> **SET PROBLEM**
Begin at the first line of the data and copy each line through the one containing "string; title: string;", that line included, with no pictures.
begin
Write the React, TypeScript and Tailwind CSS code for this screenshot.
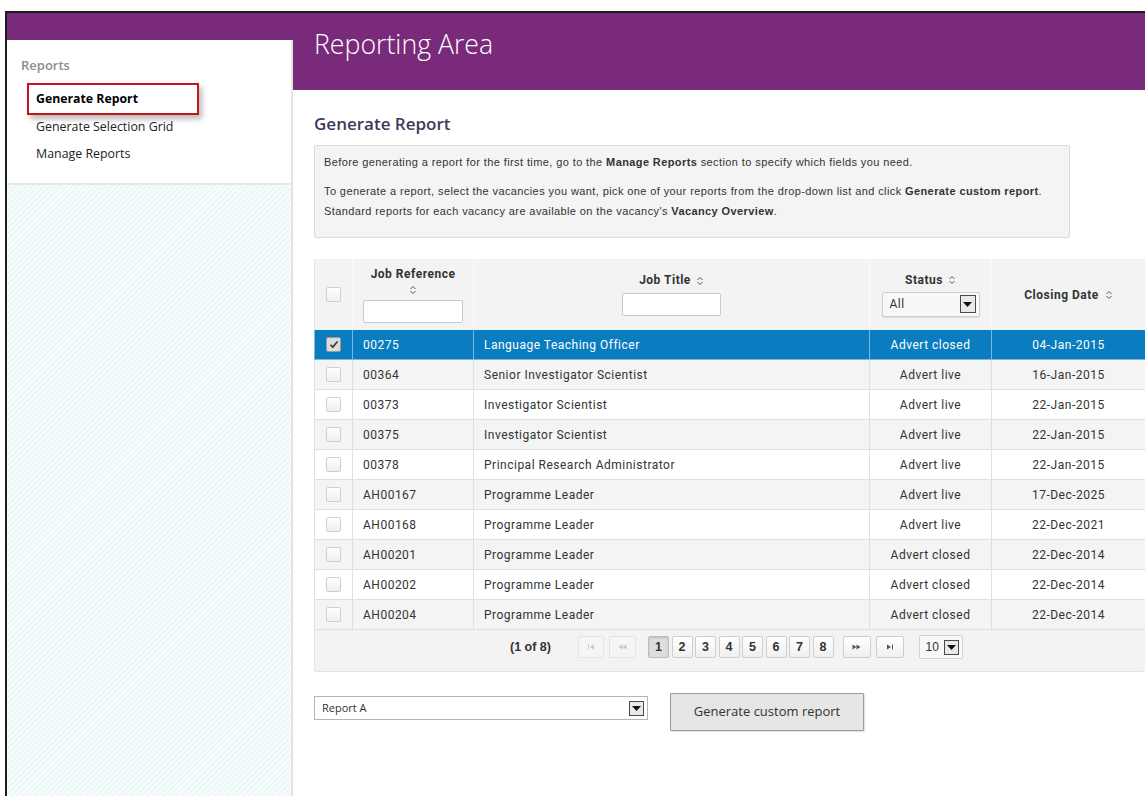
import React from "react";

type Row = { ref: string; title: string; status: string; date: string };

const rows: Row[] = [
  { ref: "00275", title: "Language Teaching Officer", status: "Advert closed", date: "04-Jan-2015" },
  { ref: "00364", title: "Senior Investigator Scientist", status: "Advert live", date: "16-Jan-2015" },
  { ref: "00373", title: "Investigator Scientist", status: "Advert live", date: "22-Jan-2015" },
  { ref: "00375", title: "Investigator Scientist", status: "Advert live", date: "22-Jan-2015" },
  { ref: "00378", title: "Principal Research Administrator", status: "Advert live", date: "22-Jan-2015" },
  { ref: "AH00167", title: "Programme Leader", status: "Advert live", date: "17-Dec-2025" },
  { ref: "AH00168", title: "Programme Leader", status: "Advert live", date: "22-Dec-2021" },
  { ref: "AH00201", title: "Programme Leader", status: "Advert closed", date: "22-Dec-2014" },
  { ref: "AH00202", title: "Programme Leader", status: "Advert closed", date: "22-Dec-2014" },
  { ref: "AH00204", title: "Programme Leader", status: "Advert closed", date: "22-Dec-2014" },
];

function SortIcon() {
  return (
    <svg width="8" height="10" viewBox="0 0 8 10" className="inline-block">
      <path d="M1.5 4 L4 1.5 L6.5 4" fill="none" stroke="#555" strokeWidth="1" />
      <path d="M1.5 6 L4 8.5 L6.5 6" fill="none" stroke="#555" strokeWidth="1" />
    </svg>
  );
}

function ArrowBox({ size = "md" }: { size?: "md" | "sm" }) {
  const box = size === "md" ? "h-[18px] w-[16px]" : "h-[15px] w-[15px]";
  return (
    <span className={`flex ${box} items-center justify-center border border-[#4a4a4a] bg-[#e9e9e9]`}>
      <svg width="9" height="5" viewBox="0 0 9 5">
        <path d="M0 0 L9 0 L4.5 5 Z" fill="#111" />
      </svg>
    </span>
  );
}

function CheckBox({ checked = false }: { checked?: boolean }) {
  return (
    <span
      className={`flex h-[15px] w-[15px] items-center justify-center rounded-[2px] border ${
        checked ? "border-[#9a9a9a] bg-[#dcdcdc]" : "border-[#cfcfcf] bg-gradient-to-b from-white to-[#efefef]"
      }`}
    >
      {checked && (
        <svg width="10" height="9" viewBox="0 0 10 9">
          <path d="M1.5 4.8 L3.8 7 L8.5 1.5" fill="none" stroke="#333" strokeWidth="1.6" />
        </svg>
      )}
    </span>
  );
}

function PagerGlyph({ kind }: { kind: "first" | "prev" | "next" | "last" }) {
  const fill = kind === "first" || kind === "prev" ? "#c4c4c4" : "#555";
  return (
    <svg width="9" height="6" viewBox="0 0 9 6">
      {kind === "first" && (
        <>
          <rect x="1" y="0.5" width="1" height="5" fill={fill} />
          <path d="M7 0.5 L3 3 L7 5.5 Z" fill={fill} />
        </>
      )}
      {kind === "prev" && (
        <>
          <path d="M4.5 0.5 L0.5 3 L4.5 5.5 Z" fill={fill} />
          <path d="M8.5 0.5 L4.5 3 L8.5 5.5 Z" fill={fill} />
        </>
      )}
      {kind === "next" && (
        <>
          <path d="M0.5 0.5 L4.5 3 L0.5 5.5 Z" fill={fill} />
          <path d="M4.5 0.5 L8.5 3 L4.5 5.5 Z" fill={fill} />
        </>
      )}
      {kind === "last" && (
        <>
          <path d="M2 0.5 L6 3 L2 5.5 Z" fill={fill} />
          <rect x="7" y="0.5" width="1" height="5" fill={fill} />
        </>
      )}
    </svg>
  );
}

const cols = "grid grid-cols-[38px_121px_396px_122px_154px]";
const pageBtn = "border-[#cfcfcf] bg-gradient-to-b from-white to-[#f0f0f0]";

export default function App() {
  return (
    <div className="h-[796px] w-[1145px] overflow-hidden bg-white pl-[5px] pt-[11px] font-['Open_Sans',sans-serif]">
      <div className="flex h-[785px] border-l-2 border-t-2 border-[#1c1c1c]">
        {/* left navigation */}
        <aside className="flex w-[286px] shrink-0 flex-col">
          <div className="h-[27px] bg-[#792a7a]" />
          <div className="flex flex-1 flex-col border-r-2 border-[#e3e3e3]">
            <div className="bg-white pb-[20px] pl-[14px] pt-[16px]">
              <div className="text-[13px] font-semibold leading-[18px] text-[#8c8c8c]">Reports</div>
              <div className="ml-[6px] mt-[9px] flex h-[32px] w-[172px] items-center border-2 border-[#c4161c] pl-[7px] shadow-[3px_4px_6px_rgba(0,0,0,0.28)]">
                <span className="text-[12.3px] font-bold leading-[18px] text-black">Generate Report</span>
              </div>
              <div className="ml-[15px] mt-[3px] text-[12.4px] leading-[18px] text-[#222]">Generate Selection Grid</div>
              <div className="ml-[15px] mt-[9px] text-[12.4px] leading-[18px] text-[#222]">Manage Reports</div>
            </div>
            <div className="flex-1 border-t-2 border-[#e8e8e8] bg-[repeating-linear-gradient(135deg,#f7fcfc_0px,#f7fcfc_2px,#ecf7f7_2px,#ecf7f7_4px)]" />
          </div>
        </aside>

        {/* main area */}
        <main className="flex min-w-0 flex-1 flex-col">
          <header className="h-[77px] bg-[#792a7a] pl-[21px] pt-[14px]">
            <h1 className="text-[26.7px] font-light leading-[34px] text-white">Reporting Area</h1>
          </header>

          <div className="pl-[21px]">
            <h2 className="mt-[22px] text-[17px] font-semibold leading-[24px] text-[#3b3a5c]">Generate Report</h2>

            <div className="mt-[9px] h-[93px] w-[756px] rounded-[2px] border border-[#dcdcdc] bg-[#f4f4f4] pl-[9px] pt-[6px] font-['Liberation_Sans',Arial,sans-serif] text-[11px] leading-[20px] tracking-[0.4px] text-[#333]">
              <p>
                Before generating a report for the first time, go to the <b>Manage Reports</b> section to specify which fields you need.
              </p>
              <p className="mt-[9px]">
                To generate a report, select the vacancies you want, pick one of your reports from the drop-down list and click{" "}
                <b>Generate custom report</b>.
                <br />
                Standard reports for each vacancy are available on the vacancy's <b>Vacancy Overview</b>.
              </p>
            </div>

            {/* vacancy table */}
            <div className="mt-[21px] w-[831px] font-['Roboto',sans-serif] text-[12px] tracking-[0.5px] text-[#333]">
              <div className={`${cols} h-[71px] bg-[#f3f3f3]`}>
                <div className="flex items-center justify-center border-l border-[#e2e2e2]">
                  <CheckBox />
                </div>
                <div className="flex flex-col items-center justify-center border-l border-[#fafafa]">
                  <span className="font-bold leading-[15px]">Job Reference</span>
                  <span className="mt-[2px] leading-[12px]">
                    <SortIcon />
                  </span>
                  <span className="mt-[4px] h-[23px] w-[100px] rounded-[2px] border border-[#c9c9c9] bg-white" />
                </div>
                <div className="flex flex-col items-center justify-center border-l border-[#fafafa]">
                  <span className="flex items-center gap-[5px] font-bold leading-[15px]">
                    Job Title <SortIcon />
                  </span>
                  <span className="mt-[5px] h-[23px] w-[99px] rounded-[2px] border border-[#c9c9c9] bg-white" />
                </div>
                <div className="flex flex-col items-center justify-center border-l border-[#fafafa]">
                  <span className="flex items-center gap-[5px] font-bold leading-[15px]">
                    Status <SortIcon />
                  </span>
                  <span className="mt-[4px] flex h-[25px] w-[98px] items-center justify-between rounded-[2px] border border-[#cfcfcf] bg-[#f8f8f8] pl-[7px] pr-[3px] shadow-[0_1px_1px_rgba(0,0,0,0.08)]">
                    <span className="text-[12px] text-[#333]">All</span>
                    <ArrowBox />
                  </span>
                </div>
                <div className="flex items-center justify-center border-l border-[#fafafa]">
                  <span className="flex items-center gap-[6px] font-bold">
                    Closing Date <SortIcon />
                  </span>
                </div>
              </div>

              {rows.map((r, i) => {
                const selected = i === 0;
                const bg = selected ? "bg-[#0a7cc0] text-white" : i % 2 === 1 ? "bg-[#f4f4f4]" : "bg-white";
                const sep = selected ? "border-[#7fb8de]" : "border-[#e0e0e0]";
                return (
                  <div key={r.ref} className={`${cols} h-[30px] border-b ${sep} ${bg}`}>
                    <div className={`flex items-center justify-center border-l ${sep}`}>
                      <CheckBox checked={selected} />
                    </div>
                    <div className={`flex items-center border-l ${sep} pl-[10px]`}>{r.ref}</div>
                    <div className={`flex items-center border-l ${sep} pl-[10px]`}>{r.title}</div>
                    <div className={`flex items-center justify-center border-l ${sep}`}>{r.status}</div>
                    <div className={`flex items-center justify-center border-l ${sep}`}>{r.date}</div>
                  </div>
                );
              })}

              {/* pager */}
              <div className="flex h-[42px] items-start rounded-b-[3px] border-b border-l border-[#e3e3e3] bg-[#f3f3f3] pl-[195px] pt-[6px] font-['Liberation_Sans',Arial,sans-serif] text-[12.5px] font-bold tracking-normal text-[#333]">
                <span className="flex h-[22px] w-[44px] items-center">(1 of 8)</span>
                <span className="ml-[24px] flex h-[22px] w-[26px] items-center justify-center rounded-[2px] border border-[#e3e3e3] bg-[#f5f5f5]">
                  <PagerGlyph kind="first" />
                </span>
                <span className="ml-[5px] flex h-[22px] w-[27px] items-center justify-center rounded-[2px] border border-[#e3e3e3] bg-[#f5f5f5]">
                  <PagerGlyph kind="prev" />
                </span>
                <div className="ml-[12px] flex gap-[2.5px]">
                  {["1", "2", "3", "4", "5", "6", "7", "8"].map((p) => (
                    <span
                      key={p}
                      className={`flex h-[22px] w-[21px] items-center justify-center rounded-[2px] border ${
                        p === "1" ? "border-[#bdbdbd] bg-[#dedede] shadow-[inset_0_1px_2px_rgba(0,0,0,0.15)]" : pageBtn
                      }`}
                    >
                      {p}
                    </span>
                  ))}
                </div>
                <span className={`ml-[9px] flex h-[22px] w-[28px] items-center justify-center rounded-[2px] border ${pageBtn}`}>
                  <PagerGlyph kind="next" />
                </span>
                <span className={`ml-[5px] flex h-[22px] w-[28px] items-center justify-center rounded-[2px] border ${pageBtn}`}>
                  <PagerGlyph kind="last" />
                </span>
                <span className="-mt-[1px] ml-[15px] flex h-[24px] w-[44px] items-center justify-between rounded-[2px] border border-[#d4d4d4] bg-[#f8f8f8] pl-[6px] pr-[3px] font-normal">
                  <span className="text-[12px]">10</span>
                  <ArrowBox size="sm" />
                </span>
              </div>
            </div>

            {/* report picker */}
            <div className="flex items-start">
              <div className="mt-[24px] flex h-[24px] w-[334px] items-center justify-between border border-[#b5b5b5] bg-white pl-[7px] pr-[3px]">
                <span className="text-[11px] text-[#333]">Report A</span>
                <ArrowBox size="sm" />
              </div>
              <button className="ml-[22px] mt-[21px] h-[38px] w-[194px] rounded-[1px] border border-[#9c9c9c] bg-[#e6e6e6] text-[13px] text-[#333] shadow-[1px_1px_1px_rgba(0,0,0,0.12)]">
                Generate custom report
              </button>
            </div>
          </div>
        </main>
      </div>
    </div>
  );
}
end
> **RESULT**
Write the React, TypeScript and Tailwind CSS code for this screenshot.
import React from "react";

type Row = { ref: string; title: string; status: string; date: string };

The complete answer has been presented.